Rosemary Lemon Spatchcock* Turkey

*Or Butterflied

Ingredients:

  • 1 turkey, thawed or fresh, may be brined or not.
  • 1 lemon
  • 1/2 cup (1 stick) of butter, softened
  • 1-2 Tbs crushed rosemary (or fresh rosemary, chopped)
  • 1-2 Tbs salt
  • 1 onion
  • 2 stalks of celery
  • 5-6 cloves of garlic

You’ll want a large knife and/or poultry shears for this work. And a very large cutting board with a groove to catch blood.

Oven to 400 degrees F for this. You should be able to use the center rack.

Rinse the turkey all over and remove the neck and giblets. Cut off the Pope’s nose (the tail piece). Starting from the back, cut along the spine on each side, trying to leave as much of the meat attached to the remaining bird as possible. (This takes some work.) You will also have to cut some of the skin and meat attached at the ends.
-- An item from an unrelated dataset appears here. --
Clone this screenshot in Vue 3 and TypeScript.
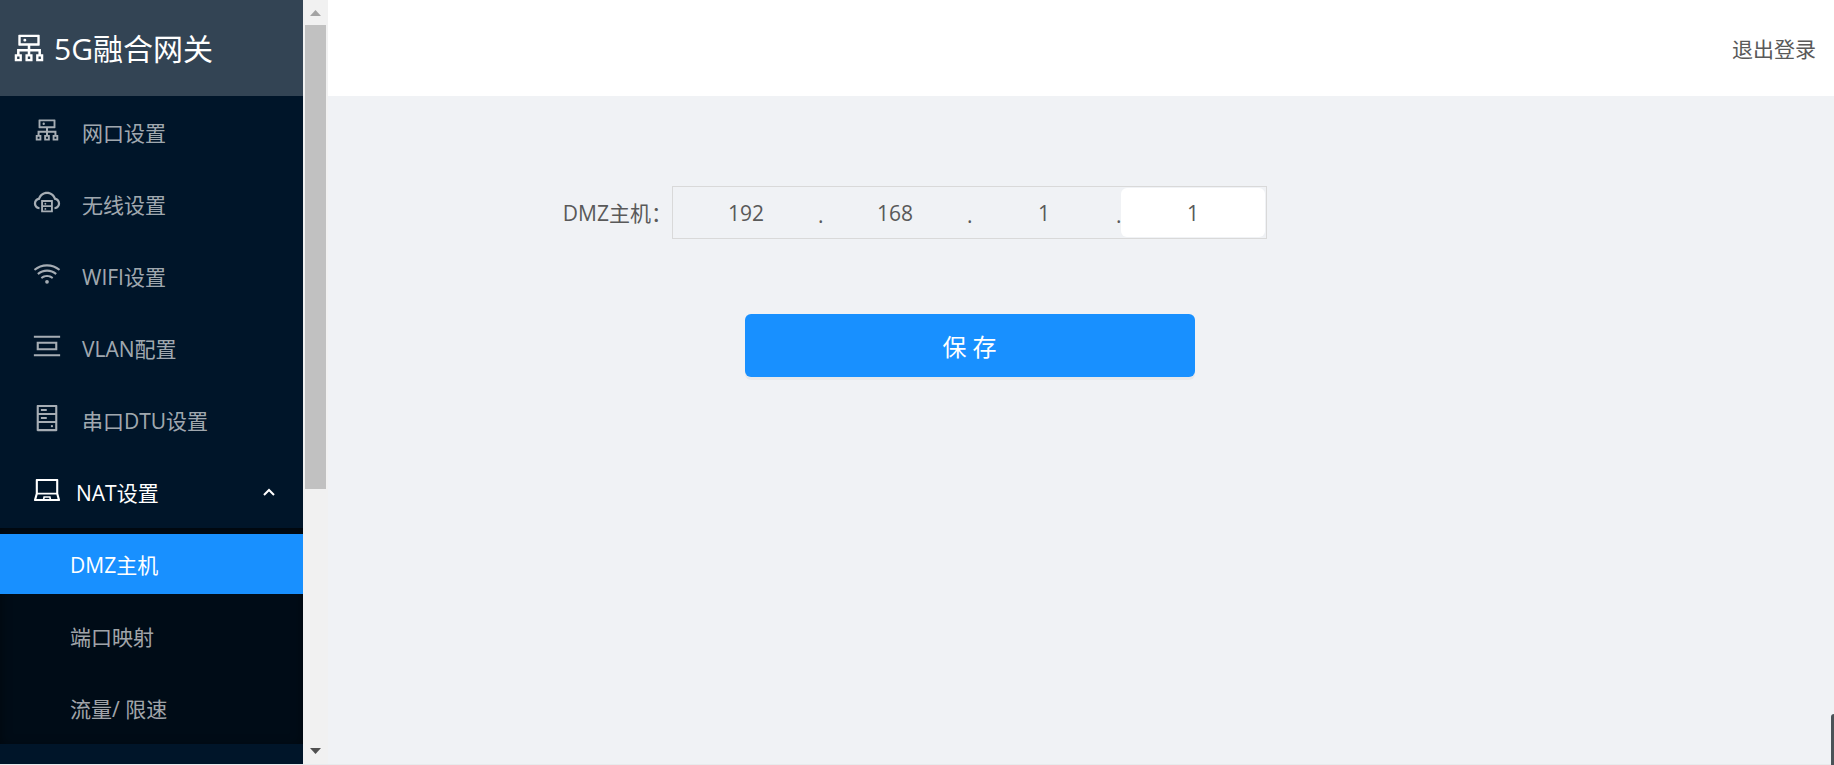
<script setup lang="ts">
import { ref } from 'vue'

interface MenuItem {
  key: string
  label: string
  icon: string
}

const icons: Record<string, string> = {
  cluster:
    'M888 680h-54V540H546v-92h238c8.8 0 16-7.2 16-16V168c0-8.8-7.2-16-16-16H240c-8.8 0-16 7.2-16 16v264c0 8.8 7.2 16 16 16h238v92H190v140h-54c-4.4 0-8 3.6-8 8v176c0 4.4 3.6 8 8 8h176c4.4 0 8-3.6 8-8V688c0-4.4-3.6-8-8-8h-54v-72h220v72h-54c-4.4 0-8 3.6-8 8v176c0 4.4 3.6 8 8 8h176c4.4 0 8-3.6 8-8V688c0-4.4-3.6-8-8-8h-54v-72h220v72h-54c-4.4 0-8 3.6-8 8v176c0 4.4 3.6 8 8 8h176c4.4 0 8-3.6 8-8V688c0-4.4-3.6-8-8-8zM192 744h64v64h-64zM480 744h64v64h-64zM768 744h64v64h-64zM288 216h448v168H288zM360 300a40 40 0 1 0 80 0 40 40 0 1 0-80 0z',
  cloud:
    'M704 446H320c-4.4 0-8 3.6-8 8v402c0 4.4 3.6 8 8 8h384c4.4 0 8-3.6 8-8V454c0-4.4-3.6-8-8-8zM376 510h272v117H376zM376 683h272v117H376zM424 748a32 32 0 1 0 64 0 32 32 0 1 0-64 0zM424 570a32 32 0 1 0 64 0 32 32 0 1 0-64 0zM811.4 368.9C765.6 248 648.9 162 512.2 162S258.8 247.9 213 368.8C126.9 391.5 63.5 470.2 64 563.6 64.6 668 145.6 752.9 247.6 762c4.7.4 8.7-3.3 8.7-8v-60.4c0-4-3-7.4-7-7.9-27-3.4-52.5-15.2-72.1-34.5-24-23.5-37.2-55.1-37.2-88.6 0-28 9.1-54.4 26.2-76.4 16.7-21.4 40.2-36.9 66.1-43.7l37.9-10 13.9-36.7c8.6-22.8 20.6-44.2 35.7-63.5 14.9-19.2 32.6-36 52.4-50 41.1-28.9 89.5-44.2 140-44.2s98.9 15.3 140 44.2c19.9 14 37.5 30.8 52.4 50 15.1 19.3 27.1 40.7 35.7 63.5l13.8 36.6 37.8 10c54.2 14.4 92.1 63.7 92.1 120 0 33.6-13.2 65.1-37.2 88.6-19.5 19.2-44.9 31.1-71.9 34.5-4 .5-6.9 3.9-6.9 7.9V754c0 4.7 4.1 8.4 8.8 8 101.7-9.2 182.5-94 183.2-198.2.6-93.4-62.7-172.1-148.6-194.9z',
  wifi:
    'M723 620.5C666.8 571.6 593.4 542 513 542s-153.8 29.6-210.1 78.6a8.1 8.1 0 0 0-.8 11.2l36 42.9c2.9 3.4 8 3.8 11.4.9C393.1 637.2 450.3 614 513 614s119.9 23.2 163.5 61.5c3.4 2.9 8.5 2.5 11.4-.9l36-42.9c2.8-3.3 2.4-8.3-.9-11.2zM840.4 480.4C751.7 406.5 637.6 362 513 362s-238.7 44.5-327.5 118.4a8 8 0 0 0-1 11.3l36 42.9c2.8 3.4 7.9 3.8 11.2 1C308 472.2 406.1 434 513 434s205 38.2 281.2 101.6c3.4 2.8 8.4 2.4 11.2-1l36-42.9c2.8-3.4 2.4-8.5-1-11.3zM957.1 341.4C835.7 241.8 680.3 182 511 182c-168.2 0-322.6 59-443.7 157.4a8 8 0 0 0-1.1 11.4l36 42.9c2.8 3.3 7.8 3.8 11.1 1.1C222 306.3 360.3 254 511 254c151.8 0 291 53.5 400 142.7 3.4 2.8 8.4 2.3 11.2-1.1l36-42.9c2.9-3.4 2.4-8.5-1.1-11.3zM448 778a64 64 0 1 0 128 0 64 64 0 1 0-128 0z',
  vlan: 'M64 792h896v72H64zM64 160h896v72H64zM160 364h704v296H160zM232 436h560v152H232z',
  serial:
    'M832 64H192c-17.7 0-32 14.3-32 32v832c0 17.7 14.3 32 32 32h640c17.7 0 32-14.3 32-32V96c0-17.7-14.3-32-32-32zM232 136h560v208H232zM232 408h560v208H232zM232 680h560v208H232zM304 208h200v64H304zM304 480h200v64H304zM640 788a40 40 0 1 0 80 0 40 40 0 1 0-80 0z',
  laptop:
    'M956.9 845.1L896.4 632V168c0-17.7-14.3-32-32-32h-704c-17.7 0-32 14.3-32 32v464L67.9 845.1C60.4 866 75.8 888 98 888h828.8c22.2 0 37.6-22 30.1-42.9zM200.4 208h624v395h-624zM428.7 816l8.1-37h150.3l8.1 37zM652.7 816l-19.1-86.7c-.8-3.7-4.1-6.3-7.8-6.3H398.2c-3.8 0-7 2.6-7.8 6.3L371.3 816H151l42.3-149h638.2l42.3 149z',
}

const items: MenuItem[] = [
  { key: 'port', label: '网口设置', icon: 'cluster' },
  { key: 'wireless', label: '无线设置', icon: 'cloud' },
  { key: 'wifi', label: 'WIFI设置', icon: 'wifi' },
  { key: 'vlan', label: 'VLAN配置', icon: 'vlan' },
  { key: 'dtu', label: '串口DTU设置', icon: 'serial' },
]

const subItems = [
  { key: 'dmz', label: 'DMZ主机' },
  { key: 'mapping', label: '端口映射' },
  { key: 'limit', label: '流量/ 限速' },
]

const active = ref('dmz')
const open = ref(true)
const octets = ref(['192', '168', '1', '1'])
</script>

<template>
  <div class="layout">
    <aside class="sider">
      <div class="brand">
        <svg class="brand-icon" viewBox="0 0 1024 1024" aria-hidden="true">
          <path :d="icons.cluster" fill-rule="evenodd" />
        </svg>
        <h1>5G融合网关</h1>
      </div>
      <nav class="menu">
        <a
          v-for="item in items"
          :key="item.key"
          href="#"
          class="item"
          @click.prevent="active = item.key"
        >
          <svg class="icon" viewBox="0 0 1024 1024" aria-hidden="true">
            <path :d="icons[item.icon]" fill-rule="evenodd" />
          </svg>
          <span>{{ item.label }}</span>
        </a>
        <button type="button" class="item group" :aria-expanded="open" @click="open = !open">
          <svg class="icon" viewBox="0 0 1024 1024" aria-hidden="true">
            <path :d="icons.laptop" fill-rule="evenodd" />
          </svg>
          <span>NAT设置</span>
          <svg class="chevron" viewBox="0 0 14 10" aria-hidden="true">
            <path d="M2 8L7 3L12 8" />
          </svg>
        </button>
        <div v-if="open" class="submenu">
          <a
            v-for="sub in subItems"
            :key="sub.key"
            href="#"
            class="item sub"
            :class="{ active: active === sub.key }"
            @click.prevent="active = sub.key"
            >{{ sub.label }}</a
          >
        </div>
      </nav>
    </aside>

    <div class="scrollbar" aria-hidden="true">
      <svg class="arrow up" viewBox="0 0 25 25"><path d="M7 16L12.5 10L18 16z" /></svg>
      <div class="track"><div class="thumb"></div></div>
      <svg class="arrow down" viewBox="0 0 25 25"><path d="M7 9L12.5 15L18 9z" /></svg>
    </div>

    <div class="main">
      <header class="header">
        <a href="#" class="logout" @click.prevent>退出登录</a>
      </header>
      <main class="content">
        <form class="form" @submit.prevent>
          <label class="label" for="octet-0">DMZ主机：</label>
          <div class="ip">
            <template v-for="(_, i) in octets" :key="i">
              <span v-if="i > 0" class="dot">.</span>
              <input
                :id="`octet-${i}`"
                v-model="octets[i]"
                class="octet"
                :class="{ filled: i === 3 }"
                type="text"
                maxlength="3"
                :aria-label="`DMZ主机 ${i + 1}`"
              />
            </template>
          </div>
          <button type="submit" class="save">保 存</button>
        </form>
      </main>
    </div>
    <div class="edge-tab"></div>
  </div>
</template>

<style>
body {
  background: #f0f2f5;
}
</style>

<style scoped>
.layout {
  box-sizing: border-box;
  display: flex;
  height: 100vh;
  overflow: hidden;
  border-bottom: 1px solid #e8eaec;
  background: #f0f2f5;
  color: #595959;
  font-family: 'Open Sans', 'Noto Sans CJK SC', sans-serif;
  font-size: 21px;
  line-height: 32px;
}

.sider {
  flex: none;
  width: 303px;
  overflow: hidden;
  background: #001529;
}

.brand {
  display: flex;
  align-items: center;
  gap: 6px;
  height: 96px;
  padding-left: 10px;
  background: #334454;
  color: #fff;
}

.brand-icon {
  width: 38px;
  height: 38px;
  fill: currentColor;
}

.brand h1 {
  margin: 0;
  padding-top: 2px;
  font-size: 30px;
  font-weight: 400;
  line-height: 48px;
}

.menu {
  padding-top: 6px;
}

.item {
  box-sizing: border-box;
  display: flex;
  align-items: center;
  gap: 20px;
  width: 100%;
  height: 60px;
  margin: 0 0 12px;
  padding: 2px 27px 0 32px;
  border: 0;
  background: none;
  color: rgba(255, 255, 255, 0.65);
  font: inherit;
  text-align: left;
  text-decoration: none;
  cursor: pointer;
}

.icon {
  flex: none;
  width: 30px;
  height: 30px;
  margin-bottom: 6px;
  fill: currentColor;
}

.group {
  gap: 14px;
  margin-bottom: 6px;
  color: #fff;
}

.chevron {
  width: 14px;
  height: 10px;
  margin-bottom: 2px;
  margin-left: auto;
  fill: none;
  stroke: currentColor;
  stroke-width: 2;
}

.submenu {
  padding: 6px 0;
  background: #000c17;
  box-shadow: inset 0 3px 12px rgba(0, 0, 0, 0.45);
}

.sub {
  padding-left: 70px;
}

.sub:last-child {
  margin-bottom: 0;
}

.active {
  background: #1890ff;
  color: #fff;
}

.scrollbar {
  display: flex;
  flex: none;
  flex-direction: column;
  width: 25px;
  background: #f1f1f1;
}

.arrow {
  width: 25px;
  height: 25px;
}

.up {
  fill: #a3a3a3;
}

.down {
  fill: #505050;
}

.track {
  flex: 1;
  padding: 0 2px;
}

.thumb {
  height: 65%;
  background: #c1c1c1;
}

.main {
  display: flex;
  flex: 1;
  flex-direction: column;
  min-width: 0;
}

.header {
  display: flex;
  align-items: center;
  justify-content: flex-end;
  height: 96px;
  padding-right: 18px;
  background: #fff;
}

.logout {
  padding-top: 2px;
  color: inherit;
  text-decoration: none;
}

.content {
  flex: 1;
  padding-top: 90px;
}

.form {
  display: grid;
  grid-template-columns: minmax(0, 344fr) minmax(0, 595fr) minmax(0, 567fr);
  row-gap: 75px;
  align-items: center;
}

.label {
  text-align: right;
}

.ip {
  box-sizing: border-box;
  display: flex;
  height: 53px;
  padding: 1px;
  border: 1px solid #d9d9d9;
}

.octet {
  box-sizing: border-box;
  flex: 1;
  min-width: 0;
  padding: 0;
  border: 0;
  border-radius: 6px;
  outline: 0;
  background: transparent;
  color: inherit;
  font: inherit;
  text-align: center;
}

.filled {
  background: #fff;
}

.dot {
  width: 5px;
  padding-top: 11px;
}

.save {
  grid-column: 2;
  justify-self: center;
  width: 450px;
  height: 63px;
  padding: 2px 0 0;
  border: 0;
  border-radius: 6px;
  background: #1890ff;
  box-shadow: 0 3px 0 rgba(0, 0, 0, 0.04);
  color: #fff;
  font: inherit;
  font-size: 24px;
  cursor: pointer;
}

.edge-tab {
  position: absolute;
  right: 0;
  bottom: 0;
  width: 3px;
  height: 51px;
  border-top-left-radius: 3px;
  background: #4b5358;
}
</style>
Once the spine is removed, cut the wishbone either with a short snip of shears or a couple of hits with the edge of your knife. Turn the turkey breast side up and push down on the keel (the part between the breast) a few times. “Give it CPR”, as my dad says. It’ll crunch and settle into a basically flat shape. Cut some of the extra neck skin off. Pat the turkey dry with paper towels. If the oven isn’t on yet, turn it on.

Make the compound butter- Put the soft butter in a bowl and add the salt and rosemary. Slice the lemon in half and squeeze over it. Use a fork to mix it together as best you can. You will probably have extra juice that doesn’t work in- that’s fine.

Cut the onion into four or eight chunks (remove the peel and roots) and spread around the bottom of your roasting pan. Likewise, wash and chunk the celery. Cut the garlic cloves in half (peeling not necessary). Add the remains of the lemon you used with the butter.

Place the flat turkey on top of the veggies. You may have to remove the wingtips (I did), but you might be able to tuck them under the body. Turn the legs out so the drumsticks point straight away from the center.

Slip your fingers under the skin over the thighs and breasts of the turkey. You can gently lift from the cut edges and get all the way across the thighs and a little onto the drumsticks. You should be able to get across all of both breasts.

Get a handful of the compound butter and stuff it under the skin in each place. Squish the skin around to spread it as evenly as you can get under the skin. Rub whatever butter is left all over the outside of the turkey. Wipe your hands clean and then wash them, then sprinkle just a little more salt over the top of everything. Pour any leftover lemon juice into the roasting pan.

Place in 400 degree oven until a meat thermometer in the thigh reads 165 degrees, about an hour and a half. Remove and let rest at least half an hour before carving.

I tell you, I don’t usually care about crispy skin and all that, but the skin on THIS bird was amazing. Delicious all on its own.

Use all the bits you removed and cut off the bird to make some great stock- put in a pot with a couple quarts of water (enough to cover and maybe a little more) and simmer gently while you get everything else done and the turkey roasts.

Pulled Pork in the Oven

To make excellent pulled pork in the oven, you’ll need:

  • 1 bone-in pork butt (shoulder), 5-8 lbs
  • either 2 Tbs kosher salt OR 1/3 cup “rub” of your choice
  • 1/2 cup liquid, combination of: water, apple cider, apple cider vinegar, white wine vinegar, or apple juice.

You’ll also need an oven-safe pot or casserole (with lid) that will fit in your oven. If you don’t have one with an oven-safe lid, you can use aluminum foil.

Set your oven to 225 degrees F and make sure your racks are set so you have enough room for your container. Rinse your pork butt all over. One side will have a thick sheet of fat on top. That’s the fat cap. Sometimes, it still has the skin, too. It is up to you whether you leave any skin on. If you’re using a rub, you’ll get better flavor without it, but you do want to leave most of the fat cap.

Place your pork butt, fat side up, in the bottom of your pan/pot/casserole. Sprinkle your seasonings on top. Pour your liquids down the side so they’re at the bottom. Cover with lid or foil.

Bake for 6-8 hours. That’s correct- hours. When it’s finished, remove from the oven. Remove your pork to a large pan and use a pair of forks to tug away at the meat so it shreds into pieces (this is the “pulled” part). You’ll want to remove the bone as you work, and any pieces of gristle that didn’t melt away as the pork cooked. Once the meat is completely pulled, pour a few tablespoons of the drippings over it and mix it a bit for more flavor.

Serve warm. Pulled pork is a very rich, fatty meat, and so goes best with acidic, vinegar-based sauces (such as are common in North and South Carolina). Gold sauce is a favorite of mine. You can eat pulled pork with a fork, or pile it up on a sandwich. Add some cheese, some sauce, and maybe a few bread and butter pickles or some coleslaw.

Don’t just stash your meat for leftovers- keep the drippings, too. They make magnificent broth for beans. Adding a little more drippings into your leftovers before tucking them away helps keep them from drying out.